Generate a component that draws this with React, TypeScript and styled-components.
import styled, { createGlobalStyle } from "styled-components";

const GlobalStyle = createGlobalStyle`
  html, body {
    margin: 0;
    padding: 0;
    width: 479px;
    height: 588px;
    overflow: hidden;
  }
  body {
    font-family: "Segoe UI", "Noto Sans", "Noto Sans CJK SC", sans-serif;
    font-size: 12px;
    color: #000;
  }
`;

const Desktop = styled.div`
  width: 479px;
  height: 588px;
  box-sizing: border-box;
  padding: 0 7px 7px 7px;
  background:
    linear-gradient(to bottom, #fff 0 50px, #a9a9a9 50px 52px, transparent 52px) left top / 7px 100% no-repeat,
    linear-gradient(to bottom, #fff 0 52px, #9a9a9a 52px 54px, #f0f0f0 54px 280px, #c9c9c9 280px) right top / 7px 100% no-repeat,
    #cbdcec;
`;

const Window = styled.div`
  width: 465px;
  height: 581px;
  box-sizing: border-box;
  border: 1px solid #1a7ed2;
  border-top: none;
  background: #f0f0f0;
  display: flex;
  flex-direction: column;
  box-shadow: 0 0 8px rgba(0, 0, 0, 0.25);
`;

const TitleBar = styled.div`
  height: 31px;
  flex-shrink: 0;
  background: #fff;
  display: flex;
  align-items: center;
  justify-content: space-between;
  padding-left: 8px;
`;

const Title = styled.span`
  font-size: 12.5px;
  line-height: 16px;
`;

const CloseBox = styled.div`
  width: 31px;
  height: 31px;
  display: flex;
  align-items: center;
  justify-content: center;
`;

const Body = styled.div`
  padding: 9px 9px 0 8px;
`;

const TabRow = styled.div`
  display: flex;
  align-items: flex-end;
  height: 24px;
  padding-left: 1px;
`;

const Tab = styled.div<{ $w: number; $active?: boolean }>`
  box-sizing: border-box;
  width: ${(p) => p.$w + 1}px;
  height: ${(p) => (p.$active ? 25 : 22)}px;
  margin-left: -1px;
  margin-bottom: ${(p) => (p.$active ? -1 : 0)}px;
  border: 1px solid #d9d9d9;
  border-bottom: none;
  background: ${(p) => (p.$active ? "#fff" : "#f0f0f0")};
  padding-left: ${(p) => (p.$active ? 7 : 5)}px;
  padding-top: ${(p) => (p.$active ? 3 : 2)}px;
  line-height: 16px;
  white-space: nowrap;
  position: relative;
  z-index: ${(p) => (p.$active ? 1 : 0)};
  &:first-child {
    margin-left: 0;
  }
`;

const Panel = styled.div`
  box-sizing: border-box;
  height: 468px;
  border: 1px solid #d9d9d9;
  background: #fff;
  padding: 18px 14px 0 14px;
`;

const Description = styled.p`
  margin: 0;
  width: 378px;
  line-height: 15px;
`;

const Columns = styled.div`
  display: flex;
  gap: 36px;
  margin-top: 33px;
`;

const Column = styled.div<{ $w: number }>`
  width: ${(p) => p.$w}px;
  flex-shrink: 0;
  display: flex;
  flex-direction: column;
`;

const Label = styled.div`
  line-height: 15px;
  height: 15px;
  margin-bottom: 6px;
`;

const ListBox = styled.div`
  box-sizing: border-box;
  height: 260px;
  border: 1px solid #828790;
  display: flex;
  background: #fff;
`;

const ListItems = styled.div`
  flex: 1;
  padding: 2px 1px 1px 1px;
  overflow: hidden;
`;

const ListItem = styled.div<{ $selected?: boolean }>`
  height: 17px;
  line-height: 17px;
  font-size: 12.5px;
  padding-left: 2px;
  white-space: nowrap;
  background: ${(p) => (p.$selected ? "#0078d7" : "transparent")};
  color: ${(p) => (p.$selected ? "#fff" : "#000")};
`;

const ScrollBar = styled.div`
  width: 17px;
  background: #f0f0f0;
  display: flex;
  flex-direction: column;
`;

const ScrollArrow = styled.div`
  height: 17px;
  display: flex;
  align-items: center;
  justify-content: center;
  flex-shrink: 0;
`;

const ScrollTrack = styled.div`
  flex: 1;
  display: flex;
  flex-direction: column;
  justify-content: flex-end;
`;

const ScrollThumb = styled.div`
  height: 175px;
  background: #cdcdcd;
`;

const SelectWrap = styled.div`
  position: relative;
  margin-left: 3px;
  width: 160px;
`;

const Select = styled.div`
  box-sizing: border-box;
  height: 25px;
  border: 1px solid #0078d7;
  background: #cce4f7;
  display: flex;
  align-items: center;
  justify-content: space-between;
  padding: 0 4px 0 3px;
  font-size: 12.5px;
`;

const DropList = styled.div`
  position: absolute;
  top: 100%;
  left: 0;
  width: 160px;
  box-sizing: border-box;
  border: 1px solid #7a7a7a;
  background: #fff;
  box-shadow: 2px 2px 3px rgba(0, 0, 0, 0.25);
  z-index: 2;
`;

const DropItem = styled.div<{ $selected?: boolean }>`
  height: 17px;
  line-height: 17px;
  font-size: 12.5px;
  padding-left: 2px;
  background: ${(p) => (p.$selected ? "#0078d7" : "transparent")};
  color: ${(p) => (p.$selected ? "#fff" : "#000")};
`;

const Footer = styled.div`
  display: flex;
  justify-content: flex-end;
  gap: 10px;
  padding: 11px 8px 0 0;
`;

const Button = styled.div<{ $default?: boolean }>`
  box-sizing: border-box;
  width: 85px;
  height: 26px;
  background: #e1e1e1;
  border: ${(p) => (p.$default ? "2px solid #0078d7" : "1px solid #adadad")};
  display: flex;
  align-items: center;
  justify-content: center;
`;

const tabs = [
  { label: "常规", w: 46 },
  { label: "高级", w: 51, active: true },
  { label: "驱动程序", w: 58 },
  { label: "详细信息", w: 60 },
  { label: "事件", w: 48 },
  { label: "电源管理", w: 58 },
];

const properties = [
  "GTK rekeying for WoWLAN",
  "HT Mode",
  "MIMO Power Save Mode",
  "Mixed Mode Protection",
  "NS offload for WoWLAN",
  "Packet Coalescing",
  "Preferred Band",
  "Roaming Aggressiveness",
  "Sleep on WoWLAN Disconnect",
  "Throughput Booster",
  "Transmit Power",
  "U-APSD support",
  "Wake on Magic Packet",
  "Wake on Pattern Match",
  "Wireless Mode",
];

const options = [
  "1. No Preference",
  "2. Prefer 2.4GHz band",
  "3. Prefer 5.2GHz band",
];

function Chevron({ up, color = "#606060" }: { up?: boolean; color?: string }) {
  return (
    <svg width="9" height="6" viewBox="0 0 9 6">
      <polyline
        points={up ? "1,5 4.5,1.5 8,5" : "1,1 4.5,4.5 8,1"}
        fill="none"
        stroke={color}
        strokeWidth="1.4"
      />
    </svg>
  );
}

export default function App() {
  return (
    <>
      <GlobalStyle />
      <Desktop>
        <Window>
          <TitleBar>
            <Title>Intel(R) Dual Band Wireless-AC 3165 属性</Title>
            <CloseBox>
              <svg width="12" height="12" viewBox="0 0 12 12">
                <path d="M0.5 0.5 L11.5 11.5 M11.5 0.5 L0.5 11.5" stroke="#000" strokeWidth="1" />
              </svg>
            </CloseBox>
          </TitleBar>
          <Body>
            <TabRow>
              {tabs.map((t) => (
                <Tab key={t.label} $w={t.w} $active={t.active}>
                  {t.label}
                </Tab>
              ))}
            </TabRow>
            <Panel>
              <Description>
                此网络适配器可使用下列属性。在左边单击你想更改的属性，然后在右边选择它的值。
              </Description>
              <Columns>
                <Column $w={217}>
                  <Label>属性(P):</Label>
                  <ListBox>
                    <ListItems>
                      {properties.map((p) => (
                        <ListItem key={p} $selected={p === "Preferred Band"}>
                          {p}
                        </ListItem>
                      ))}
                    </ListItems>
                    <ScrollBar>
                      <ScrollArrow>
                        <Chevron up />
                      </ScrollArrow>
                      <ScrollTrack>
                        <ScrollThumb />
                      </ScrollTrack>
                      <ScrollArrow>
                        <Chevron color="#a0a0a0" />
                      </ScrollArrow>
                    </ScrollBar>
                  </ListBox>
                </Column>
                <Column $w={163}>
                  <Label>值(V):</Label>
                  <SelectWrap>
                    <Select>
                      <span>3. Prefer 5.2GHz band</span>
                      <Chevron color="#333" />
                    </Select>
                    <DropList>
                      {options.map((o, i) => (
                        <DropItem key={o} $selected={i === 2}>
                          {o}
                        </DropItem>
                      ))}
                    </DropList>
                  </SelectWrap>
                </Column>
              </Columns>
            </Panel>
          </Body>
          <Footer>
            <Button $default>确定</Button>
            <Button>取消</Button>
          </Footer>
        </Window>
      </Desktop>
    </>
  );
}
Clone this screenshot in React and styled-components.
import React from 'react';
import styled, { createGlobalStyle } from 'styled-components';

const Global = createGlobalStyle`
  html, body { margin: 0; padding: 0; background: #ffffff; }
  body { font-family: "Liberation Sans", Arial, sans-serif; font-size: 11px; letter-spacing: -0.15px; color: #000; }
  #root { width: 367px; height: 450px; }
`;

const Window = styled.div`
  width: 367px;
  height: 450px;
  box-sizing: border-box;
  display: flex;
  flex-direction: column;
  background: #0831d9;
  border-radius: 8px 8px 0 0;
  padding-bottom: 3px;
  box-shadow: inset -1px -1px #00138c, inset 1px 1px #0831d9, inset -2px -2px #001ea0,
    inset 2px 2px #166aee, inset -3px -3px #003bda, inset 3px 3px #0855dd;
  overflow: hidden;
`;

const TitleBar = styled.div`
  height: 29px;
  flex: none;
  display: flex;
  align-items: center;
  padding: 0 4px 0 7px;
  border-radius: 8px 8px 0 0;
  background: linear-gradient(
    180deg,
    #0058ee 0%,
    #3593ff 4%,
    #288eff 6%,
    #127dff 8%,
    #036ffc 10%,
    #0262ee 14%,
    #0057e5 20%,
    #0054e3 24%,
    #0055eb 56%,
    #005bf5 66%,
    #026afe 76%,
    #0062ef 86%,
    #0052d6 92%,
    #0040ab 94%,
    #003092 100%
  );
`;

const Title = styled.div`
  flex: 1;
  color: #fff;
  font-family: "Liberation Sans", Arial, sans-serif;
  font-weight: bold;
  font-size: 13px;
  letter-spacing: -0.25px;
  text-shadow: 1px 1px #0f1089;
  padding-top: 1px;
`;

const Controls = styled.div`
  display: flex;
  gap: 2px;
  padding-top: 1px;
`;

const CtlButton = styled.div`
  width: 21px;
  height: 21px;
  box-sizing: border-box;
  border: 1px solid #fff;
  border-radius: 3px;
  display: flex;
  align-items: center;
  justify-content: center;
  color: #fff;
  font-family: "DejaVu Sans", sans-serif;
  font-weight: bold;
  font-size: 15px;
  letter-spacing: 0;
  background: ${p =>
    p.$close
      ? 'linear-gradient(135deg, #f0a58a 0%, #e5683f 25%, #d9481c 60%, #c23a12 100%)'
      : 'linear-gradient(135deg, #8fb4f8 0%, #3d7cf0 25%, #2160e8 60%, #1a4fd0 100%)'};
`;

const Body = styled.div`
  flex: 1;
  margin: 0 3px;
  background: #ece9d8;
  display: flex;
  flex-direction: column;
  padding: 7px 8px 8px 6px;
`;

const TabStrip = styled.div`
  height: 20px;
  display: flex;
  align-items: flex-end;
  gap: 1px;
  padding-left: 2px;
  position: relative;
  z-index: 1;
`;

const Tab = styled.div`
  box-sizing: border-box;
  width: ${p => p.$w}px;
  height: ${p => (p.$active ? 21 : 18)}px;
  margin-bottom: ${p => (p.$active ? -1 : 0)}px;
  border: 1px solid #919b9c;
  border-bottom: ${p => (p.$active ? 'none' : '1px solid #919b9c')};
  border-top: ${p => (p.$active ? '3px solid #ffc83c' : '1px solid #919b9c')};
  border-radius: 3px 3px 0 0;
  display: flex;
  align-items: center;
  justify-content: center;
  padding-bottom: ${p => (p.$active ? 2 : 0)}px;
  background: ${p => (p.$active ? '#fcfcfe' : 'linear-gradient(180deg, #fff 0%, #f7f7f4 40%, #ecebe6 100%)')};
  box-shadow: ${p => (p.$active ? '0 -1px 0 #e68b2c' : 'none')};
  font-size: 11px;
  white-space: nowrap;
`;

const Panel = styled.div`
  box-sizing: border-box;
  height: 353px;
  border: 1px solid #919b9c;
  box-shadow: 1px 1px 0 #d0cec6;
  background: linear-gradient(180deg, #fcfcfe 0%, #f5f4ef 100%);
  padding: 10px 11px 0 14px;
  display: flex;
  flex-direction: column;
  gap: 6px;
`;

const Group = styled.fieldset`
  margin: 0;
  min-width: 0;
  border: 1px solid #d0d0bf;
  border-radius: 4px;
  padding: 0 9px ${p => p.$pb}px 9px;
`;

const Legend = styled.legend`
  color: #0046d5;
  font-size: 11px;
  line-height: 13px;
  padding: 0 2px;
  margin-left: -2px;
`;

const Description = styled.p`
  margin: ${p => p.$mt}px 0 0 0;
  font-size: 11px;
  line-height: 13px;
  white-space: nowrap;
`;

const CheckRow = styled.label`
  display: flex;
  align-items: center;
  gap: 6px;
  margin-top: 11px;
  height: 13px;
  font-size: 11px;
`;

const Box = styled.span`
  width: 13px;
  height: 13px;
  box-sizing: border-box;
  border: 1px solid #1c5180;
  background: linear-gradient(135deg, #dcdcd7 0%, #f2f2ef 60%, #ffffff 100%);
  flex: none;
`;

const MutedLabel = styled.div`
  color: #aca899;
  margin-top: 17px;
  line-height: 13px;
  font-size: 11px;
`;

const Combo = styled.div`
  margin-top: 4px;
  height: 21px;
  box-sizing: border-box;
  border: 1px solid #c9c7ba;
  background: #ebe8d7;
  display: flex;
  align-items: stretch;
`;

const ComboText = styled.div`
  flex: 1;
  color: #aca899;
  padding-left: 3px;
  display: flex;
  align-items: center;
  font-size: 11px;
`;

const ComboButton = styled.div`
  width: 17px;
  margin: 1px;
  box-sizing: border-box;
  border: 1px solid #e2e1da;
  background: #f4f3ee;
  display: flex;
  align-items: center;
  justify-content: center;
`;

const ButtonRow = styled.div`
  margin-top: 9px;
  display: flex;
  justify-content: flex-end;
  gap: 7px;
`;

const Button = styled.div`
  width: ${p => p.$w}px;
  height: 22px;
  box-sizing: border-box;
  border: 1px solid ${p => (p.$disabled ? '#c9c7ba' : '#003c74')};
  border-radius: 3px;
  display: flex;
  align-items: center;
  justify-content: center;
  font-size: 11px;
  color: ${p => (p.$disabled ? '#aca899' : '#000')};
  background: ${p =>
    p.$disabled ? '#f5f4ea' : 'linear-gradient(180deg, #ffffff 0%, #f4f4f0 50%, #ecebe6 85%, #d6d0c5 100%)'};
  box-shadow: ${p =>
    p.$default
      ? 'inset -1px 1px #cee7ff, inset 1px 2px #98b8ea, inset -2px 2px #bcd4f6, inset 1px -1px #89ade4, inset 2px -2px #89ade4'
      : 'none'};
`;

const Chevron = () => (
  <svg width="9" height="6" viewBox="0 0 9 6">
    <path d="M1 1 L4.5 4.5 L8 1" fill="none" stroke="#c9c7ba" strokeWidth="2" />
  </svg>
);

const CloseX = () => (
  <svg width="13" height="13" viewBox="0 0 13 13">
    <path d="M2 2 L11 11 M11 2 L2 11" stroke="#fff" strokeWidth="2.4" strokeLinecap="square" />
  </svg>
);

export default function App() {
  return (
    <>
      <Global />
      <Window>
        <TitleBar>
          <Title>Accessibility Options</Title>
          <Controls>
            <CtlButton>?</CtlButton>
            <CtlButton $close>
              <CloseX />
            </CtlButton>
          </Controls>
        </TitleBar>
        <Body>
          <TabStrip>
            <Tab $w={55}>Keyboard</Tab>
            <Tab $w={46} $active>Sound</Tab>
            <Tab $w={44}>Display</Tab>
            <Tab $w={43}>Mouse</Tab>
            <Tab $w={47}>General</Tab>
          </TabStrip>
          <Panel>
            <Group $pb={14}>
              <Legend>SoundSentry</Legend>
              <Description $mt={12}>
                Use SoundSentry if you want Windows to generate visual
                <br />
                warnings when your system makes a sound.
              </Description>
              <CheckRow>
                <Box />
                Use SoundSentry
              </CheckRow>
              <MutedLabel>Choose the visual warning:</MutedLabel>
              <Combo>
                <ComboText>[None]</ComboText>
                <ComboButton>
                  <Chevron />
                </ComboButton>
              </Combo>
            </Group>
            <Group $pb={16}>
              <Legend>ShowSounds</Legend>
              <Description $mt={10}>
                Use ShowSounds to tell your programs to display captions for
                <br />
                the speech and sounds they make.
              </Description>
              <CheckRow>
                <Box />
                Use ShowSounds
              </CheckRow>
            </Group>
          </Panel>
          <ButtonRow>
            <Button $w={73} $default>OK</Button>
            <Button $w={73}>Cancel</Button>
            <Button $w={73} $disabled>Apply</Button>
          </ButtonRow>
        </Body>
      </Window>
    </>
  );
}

○ ○ ○ ○ ○ ○ ○

WHAT IS REQUIRED:
Show the lines of the records that contain the word "this".

CORRECT RESPONSE:
Generate a component that draws this with React, TypeScript and styled-components.
Clone this screenshot in React and styled-components.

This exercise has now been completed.